Grace Raymond Hebard,
University of Wyoming.

Banker, Stockman, Law Maker, Raised First Garrison Flag

Son Introduced State Flag Bill

One of Wyoming's pioneer boys, who played his part in the stirring Indian troubles in 1866, and who had the honor of making the pole and raising the first garrison flag to be unfurled between the Platte and Montana, at Fort Phil Kearney, October 31, 1866, is William Daley, President of the Rawlins National Bank, prominent stockman of Carbon County, and member of the early territorial legislatures. This flag was later presented to Mr. Daley by Col. Carrington, commander of the fort, and is yet in Mr. Daley's possession, a cherished relic.
During the session of the Fourteenth State Legislature, Senator W. W. Daley, of Rawlins, a native son of Wyoming and son of William Daley, introduced the State Flag Bill with a most enthusiastic and patriotic address. The flag was adopted.
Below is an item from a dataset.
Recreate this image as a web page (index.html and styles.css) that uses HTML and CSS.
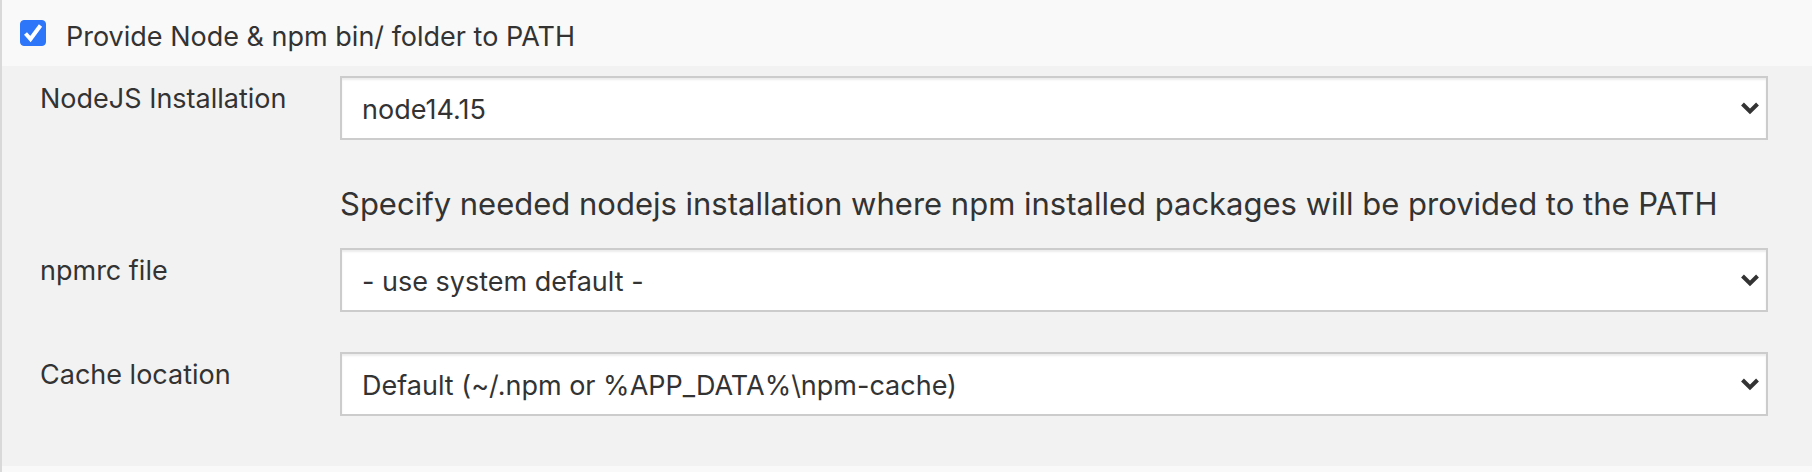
FILE: index.html
```html
<!DOCTYPE html>
<html lang="en">
<head>
<meta charset="utf-8">
<title>Build Environment</title>
<link rel="stylesheet" href="styles.css">
</head>
<body>
<form class="section">
  <div class="option">
    <span class="check">
      <input class="check-input" type="checkbox" id="provide" checked>
      <svg class="check-mark" viewBox="0 0 26 26" aria-hidden="true"><path d="M5.5 13.5 L10.5 19 L20.5 5.5"/></svg>
    </span>
    <label class="option-label" for="provide">Provide Node &amp; npm bin/ folder to PATH</label>
  </div>
  <div class="panel">
    <div class="row">
      <label class="row-label" for="node">NodeJS Installation</label>
      <div class="setting">
        <div class="select">
          <select class="select-input" id="node" aria-describedby="node-help"><option>node14.15</option></select>
          <svg class="chevron" viewBox="0 0 18 13" aria-hidden="true"><path d="M1.5 2 L9 9.5 L16.5 2"/></svg>
        </div>
        <p class="help" id="node-help">Specify needed nodejs installation where npm installed packages will be provided to the PATH</p>
      </div>
    </div>
    <div class="row">
      <label class="row-label" for="npmrc">npmrc file</label>
      <div class="setting">
        <div class="select">
          <select class="select-input" id="npmrc"><option>- use system default -</option></select>
          <svg class="chevron" viewBox="0 0 18 13" aria-hidden="true"><path d="M1.5 2 L9 9.5 L16.5 2"/></svg>
        </div>
      </div>
    </div>
    <div class="row">
      <label class="row-label" for="cache">Cache location</label>
      <div class="setting">
        <div class="select">
          <select class="select-input" id="cache"><option>Default (~/.npm or %APP_DATA%\npm-cache)</option></select>
          <svg class="chevron" viewBox="0 0 18 13" aria-hidden="true"><path d="M1.5 2 L9 9.5 L16.5 2"/></svg>
        </div>
      </div>
    </div>
  </div>
</form>
</body>
</html>
```
FILE: styles.css
```css
* { box-sizing: border-box; }
body {
  margin: 0;
  background: #f9f9f9;
  color: #333;
  font: 27px/34px Inter, "Liberation Sans", sans-serif;
}
.section {
  min-height: 100vh;
  border-left: 2px solid #d9d9d9;
}
.option {
  display: flex;
  align-items: flex-start;
  gap: 20px;
  padding: 20px 18px 12px;
}
.check { display: grid; }
.check-input, .check-mark {
  grid-area: 1 / 1;
  width: 26px;
  height: 26px;
  margin: 0;
}
.check-input {
  appearance: none;
  border: 1px solid #767676;
  border-radius: 4px;
  background: #fff;
}
.check-input:checked {
  border-color: #2d76f9;
  background: #2d76f9;
}
.check-mark {
  fill: none;
  stroke: #fff;
  stroke-width: 4;
  pointer-events: none;
}
.check-input:not(:checked) + .check-mark { display: none; }
.panel {
  display: grid;
  gap: 40px;
  padding: 10px 44px 50px 38px;
  background: #f2f2f2;
}
.row {
  display: grid;
  grid-template-columns: 300px 1fr;
}
.row:first-child { margin-bottom: -14px; }
.row-label { padding-top: 6px; }
.select { display: grid; }
.select-input {
  grid-area: 1 / 1;
  appearance: none;
  width: 100%;
  height: 64px;
  padding: 4px 40px 0 20px;
  border: 2px solid #ccc;
  border-radius: 0;
  background: #fff;
  box-shadow: inset 0 2px 2px rgba(0, 0, 0, 0.075);
  color: inherit;
  font: inherit;
}
.chevron {
  grid-area: 1 / 1;
  place-self: center end;
  width: 18px;
  height: 13px;
  margin-right: 9px;
  fill: none;
  stroke: #333;
  stroke-width: 4;
  pointer-events: none;
}
.help {
  margin: 46px 0 0;
  font-size: 31px;
  line-height: 36px;
}
```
The State Historical Department opened March 1, 1919, and on March 5th received as a gift from the designer of the flag, Miss Verna Keays, of Buffalo, the framed original sketch, which carries accession number One.
The Carbon County Museum owns an original Wyoming flag. It was donated to the Carbon County Museum in 1947 by Mr. and Mrs. P.E. Daley. The flag was presented to Mr. P.E. Daley's father, W.W. Daley, when he was president of the Wyoming State Senate.